From the October 2007 issue of Boomer Market Advisor • Subscribe!

The boomer need for bonds

Financial advisors know boomers need a diversified selection of bonds if they want them to generate a long-term income stream with moderate volatility. However, selecting the types of bonds and tailoring that mix to economic conditions is no simple matter.

Although financial advisors can manage interest-rate risk using either a laddered approach or a barbell strategy, the emerging intricacies of bond investing make it worthwhile to consider placing a portion of client retirement portfolios in a multi-sector bond fund.

Selecting bonds requires considerable expertise in five key areas: duration management, yield curve strategy, currency management/international exposure, sector allocation and security selection.

Managing duration -- Duration is a measure of a bond portfolio's sensitivity to interest rate changes. The art and science of a duration call is in the ability to forecast interest rates. When interest rates decline, bond prices tend to rise and longer durations are more desirable.
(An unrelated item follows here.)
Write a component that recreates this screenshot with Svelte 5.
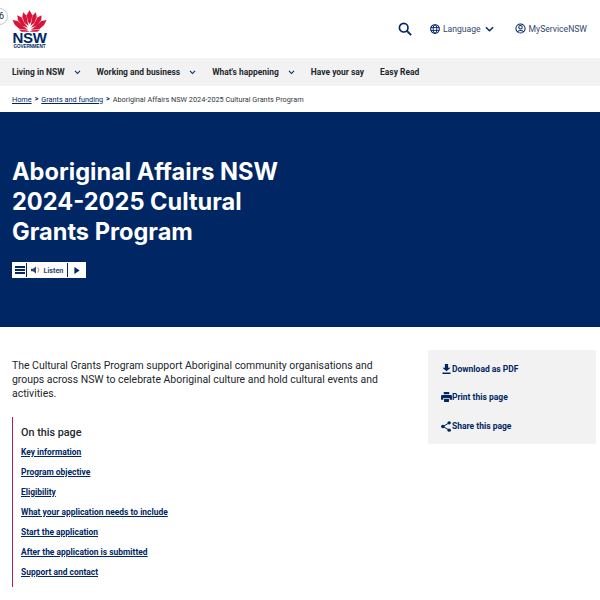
<script>
  const navItems = [
    { label: 'Living in NSW', caret: true },
    { label: 'Working and business', caret: true },
    { label: "What's happening", caret: true },
    { label: 'Have your say', caret: false },
    { label: 'Easy Read', caret: false }
  ];
  const toc = [
    'Key information',
    'Program objective',
    'Eligibility',
    'What your application needs to include',
    'Start the application',
    'After the application is submitted',
    'Support and contact'
  ];
</script>

<div class="page">
  <div class="skip">6</div>
  <header class="top">
    <a class="logo" href="#top">
      <svg class="waratah" viewBox="0 0 36 22" width="35" height="22">
        <g fill="#d7153a">
          <path d="M18 0 L21 5 L19.5 12 L18 14 L16.5 12 L15 5 Z" />
          <path d="M11.5 2 L15 5.5 L16 12 L17 16 L13 13 L10.5 7 Z" />
          <path d="M24.5 2 L21 5.5 L20 12 L19 16 L23 13 L25.5 7 Z" />
          <path d="M5.5 5 L10 7.5 L13 13.5 L16.5 18 L10 15.5 L6 10 Z" />
          <path d="M30.5 5 L26 7.5 L23 13.5 L19.5 18 L26 15.5 L30 10 Z" />
          <path d="M0.5 10 L6 11 L11 16 L16.5 20 L8 19.5 L3 15 Z" />
          <path d="M35.5 10 L30 11 L25 16 L19.5 20 L28 19.5 L33 15 Z" />
          <path d="M7 20 L15 20.5 L18 22 L21 20.5 L29 20 L26 22 L10 22 Z" />
        </g>
      </svg>
      <span class="nsw">NSW</span>
      <span class="gov">GOVERNMENT</span>
    </a>
    <div class="tools">
      <svg class="search" viewBox="0 0 16 16" width="14" height="14">
        <circle cx="6.5" cy="6.5" r="4.9" fill="none" stroke="#002664" stroke-width="1.9" />
        <path d="M10 10 L15 15" stroke="#002664" stroke-width="2.1" />
      </svg>
      <div class="tool lang">
        <svg viewBox="0 0 12 12" width="10" height="10">
          <circle cx="6" cy="6" r="5.2" fill="none" stroke="#002664" stroke-width="1.3" />
          <ellipse cx="6" cy="6" rx="2.2" ry="5" fill="none" stroke="#002664" stroke-width="1.1" />
          <path d="M1 4.3 H11 M1 7.7 H11" stroke="#002664" stroke-width="1.1" />
        </svg>
        <span>Language</span>
        <svg class="lang-caret" viewBox="0 0 10 6" width="9" height="6">
          <path d="M1 1 L5 5 L9 1" fill="none" stroke="#002664" stroke-width="1.6" />
        </svg>
      </div>
      <div class="tool">
        <svg viewBox="0 0 12 12" width="11" height="11">
          <circle cx="6" cy="6" r="5" fill="none" stroke="#002664" stroke-width="1.1" />
          <circle cx="6" cy="4.7" r="1.9" fill="none" stroke="#002664" stroke-width="1.1" />
          <path d="M2.8 9.8 C3.5 7.6 8.5 7.6 9.2 9.8" fill="none" stroke="#002664" stroke-width="1.1" />
        </svg>
        <span>MyServiceNSW</span>
      </div>
    </div>
  </header>

  <nav class="mainnav">
    {#each navItems as item}
      <div class="navitem">
        <span>{item.label}</span>
        {#if item.caret}
          <svg viewBox="0 0 8 6" width="7" height="5">
            <path d="M1 1 L4 4.2 L7 1" fill="none" stroke="#002664" stroke-width="1.3" />
          </svg>
        {/if}
      </div>
    {/each}
  </nav>

  <div class="crumbs">
    <a href="#home">Home</a>
    <span class="sep">&gt;</span>
    <a href="#grants">Grants and funding</a>
    <span class="sep">&gt;</span>
    <span>Aboriginal Affairs NSW 2024-2025 Cultural Grants Program</span>
  </div>

  <section class="hero">
    <h1>Aboriginal Affairs NSW 2024-2025 Cultural Grants Program</h1>
    <div class="listen">
      <div class="cell menu">
        <svg viewBox="0 0 10 8" width="10" height="8">
          <path d="M0 1 H10 M0 4 H10 M0 7 H10" stroke="#002664" stroke-width="2" />
        </svg>
      </div>
      <div class="cell say">
        <svg viewBox="0 0 10 8" width="10" height="8">
          <path d="M0 2.7 H2 L5 0.5 V7.5 L2 5.3 H0 Z" fill="#33456e" />
          <path d="M6.5 1.5 C8 3 8 5 6.5 6.5" fill="none" stroke="#e8a07a" stroke-width="1.2" />
        </svg>
        <span>Listen</span>
      </div>
      <div class="cell play">
        <svg viewBox="0 0 6 8" width="6" height="7">
          <path d="M0 0 L6 4 L0 8 Z" fill="#002664" />
        </svg>
      </div>
    </div>
  </section>

  <main class="content">
    <div class="body">
      <p class="intro">The Cultural Grants Program support Aboriginal community organisations and groups across NSW to celebrate Aboriginal culture and hold cultural events and activities.</p>
      <div class="onpage">
        <h2>On this page</h2>
        <ul>
          {#each toc as link}
            <li><a href="#section">{link}</a></li>
          {/each}
        </ul>
      </div>
    </div>
    <aside class="actions">
      <div class="action">
        <span class="icon">
          <svg viewBox="0 0 10 11" width="9" height="10">
            <path d="M3.2 0 H6.8 V4 H9.5 L5 8 L0.5 4 H3.2 Z M0.5 9.5 H9.5 V11 H0.5 Z" fill="#002664" />
          </svg>
        </span>
        <span>Download as PDF</span>
      </div>
      <div class="action">
        <span class="icon">
          <svg viewBox="0 0 12 11" width="11" height="10">
            <path d="M3 0 H9 V2.5 H3 Z M1.2 3.2 H10.8 A1.2 1.2 0 0 1 12 4.4 V8.5 H9.5 V6.5 H2.5 V8.5 H0 V4.4 A1.2 1.2 0 0 1 1.2 3.2 Z M3.3 7.3 H8.7 V11 H3.3 Z" fill="#002664" />
          </svg>
        </span>
        <span>Print this page</span>
      </div>
      <div class="action">
        <span class="icon">
          <svg viewBox="0 0 11 12" width="10" height="11">
            <path d="M9 2 L2 6 L9 10" fill="none" stroke="#002664" stroke-width="1.1" />
            <circle cx="9" cy="2" r="1.9" fill="#002664" />
            <circle cx="2" cy="6" r="1.9" fill="#002664" />
            <circle cx="9" cy="10" r="1.9" fill="#002664" />
          </svg>
        </span>
        <span>Share this page</span>
      </div>
    </aside>
  </main>
</div>

<style>
  :global(body) {
    margin: 0;
    background: #fff;
  }
  .page {
    position: relative;
    width: 600px;
    height: 600px;
    overflow: hidden;
    font-family: "Roboto", "Liberation Sans", sans-serif;
    color: #22272b;
  }
  .skip {
    position: absolute;
    left: -9px;
    top: 8px;
    width: 17px;
    height: 17px;
    box-sizing: border-box;
    border: 1px solid #c6c8ca;
    border-radius: 50%;
    background: #fff;
    font-size: 9px;
    line-height: 15px;
    text-align: right;
    padding-right: 3px;
  }
  .top {
    height: 58px;
    display: flex;
    justify-content: space-between;
    align-items: flex-start;
    padding: 0 13px 0 12px;
    box-sizing: border-box;
  }
  .logo {
    display: flex;
    flex-direction: column;
    align-items: center;
    width: 35px;
    margin-top: 10px;
    text-decoration: none;
    color: #002664;
  }
  .waratah {
    display: block;
  }
  .nsw {
    font-family: "Liberation Sans", sans-serif;
    font-weight: 700;
    font-size: 15px;
    line-height: 12px;
    letter-spacing: -0.4px;
  }
  .gov {
    font-family: "Liberation Sans", sans-serif;
    font-weight: 700;
    font-size: 4.6px;
    line-height: 5px;
    white-space: nowrap;
    letter-spacing: -0.1px;
  }
  .tools {
    display: flex;
    align-items: center;
    height: 57px;
    font-size: 8.6px;
    color: #33456e;
  }
  .search {
    margin-right: 18px;
  }
  .tool {
    display: flex;
    align-items: center;
    gap: 3px;
  }
  .lang {
    margin-right: 21px;
  }
  .lang-caret {
    margin-left: 1px;
  }
  .mainnav {
    height: 28px;
    background: #f2f2f2;
    display: flex;
    align-items: center;
    padding-left: 12px;
    gap: 16px;
    font-size: 8.45px;
    font-weight: 700;
    color: #22272b;
  }
  .navitem {
    display: flex;
    align-items: center;
    gap: 9px;
    white-space: nowrap;
  }
  .crumbs {
    height: 26px;
    display: flex;
    align-items: center;
    gap: 3px;
    padding-left: 12px;
    font-size: 7.3px;
    color: #33373b;
    white-space: nowrap;
  }
  .crumbs a {
    color: #002664;
  }
  .sep {
    font-size: 7px;
    font-weight: 700;
    color: #002664;
  }
  .hero {
    height: 215px;
    box-sizing: border-box;
    background: #002664;
    padding: 45px 12px 0;
  }
  h1 {
    margin: 0;
    width: 290px;
    color: #fff;
    font-family: "Inter", "Liberation Sans", sans-serif;
    font-size: 23.6px;
    line-height: 30px;
    font-weight: 700;
  }
  .listen {
    display: flex;
    margin-top: 15px;
    width: 74px;
    height: 16px;
    background: #fff;
    border: 1px solid #fff;
    box-sizing: border-box;
    color: #33456e;
  }
  .cell {
    display: flex;
    align-items: center;
    justify-content: center;
    border-right: 1px solid #002664;
    box-sizing: border-box;
  }
  .menu {
    width: 14px;
  }
  .say {
    width: 41px;
    gap: 3px;
    font-size: 7.2px;
    font-weight: 700;
  }
  .play {
    flex: 1;
    border-right: 0;
  }
  .content {
    display: flex;
    justify-content: space-between;
    padding: 23px 4px 0 12px;
  }
  .body {
    width: 375px;
  }
  .intro {
    margin: 9px 0 0;
    font-size: 10.45px;
    line-height: 14px;
    color: #22272b;
  }
  .onpage {
    margin-top: 16px;
    height: 170px;
    box-sizing: border-box;
    border-left: 1px solid #a8244a;
    padding: 9px 0 0 8px;
  }
  h2 {
    margin: 0 0 6px;
    font-size: 10.8px;
    line-height: 14px;
    font-weight: 500;
  }
  ul {
    list-style: none;
    margin: 0;
    padding: 0;
  }
  li {
    height: 20px;
    line-height: 12px;
    font-size: 8.45px;
    font-weight: 700;
  }
  li a {
    color: #002664;
  }
  .actions {
    width: 168px;
    height: 94px;
    box-sizing: border-box;
    background: #f2f2f2;
    border-radius: 2px;
    padding: 5px 0 3px 12px;
    display: flex;
    flex-direction: column;
    justify-content: space-around;
  }
  .action {
    display: flex;
    align-items: center;
    font-size: 8.5px;
    font-weight: 700;
    color: #002664;
  }
  .icon {
    width: 12px;
    display: flex;
    justify-content: center;
  }
</style>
Considerations include:

  • Business cycle analysis: Longer durations usually are preferable during periods of slowing growth and recession.

  • Value indicators: Consider the extent to which yields reflect the current business cycle and how accurately the market has priced in what is expected over the next six months.

  • Global attractiveness: At any given period, some foreign economies and yields may be more attractive than those of the U.S.

Yield curve strategy -- Decision factors include valuation indicators that identify specific areas of value along the curve, regardless of the direction in interest rates. Price/yield trade-off analyzes the relationship between bond prices and bond yields and considers the investment trade-off between the two. Anticipating federal reserve policy will help you consider the prospects for interest rates increases or decreases based on the for inflation and economic growth outlook.

Currency/international exposure -- Key factors in determining currency outlook are expectations for the U.S. balance of trade and government spending. When deficits in either or both are expected to rise, the dollar typically weakens. Currency swings are notoriously volatile and unpredictable. Other factors affecting this decision include the relative strength of the U.S. economy versus those of its major trading partners, as well as relative levels of interest rates across the globe.

The sector allocation decision -- Key considerations include historical spread analysis or the relative attractiveness of a sector based on current yield relative to treasuries vs. the typical historical yield spread. Also, consider the various sectors' performance history over several market cycles in order to estimate their likely volatility relative to each other. Lastly, consider the sector's suitability in relation to current the business cycle.

Security selection -- Individual security analysis typically includes a determination of risks related to default, call, prepayment and interest rates. Sector-specific considerations include:

  • Corporate: Detailed, fundamental analysis determines the best securities within specific credit quality constraints; diversify by company and industry.

  • Mortgage-backed: The portfolio manager should have in-depth knowledge of pool-specific characteristics, including the structure of the security, the effectiveness of the mortgage servicer, the borrower's credit score and the loan-to-value ratio.

  • High yield: Credit concerns are paramount. Consider each company's competitive position and management expertise. Diversify by company and industry.

  • International: Analyze credit risk, interest rate risk, security risk and currency risk.

  • U.S. Treasury/Agency: Backed by the full faith and credit of the U.S. government, these securities require relatively little credit analysis.

For all of these reasons, the case for expert, professional management of a bond portfolio has never been more compelling.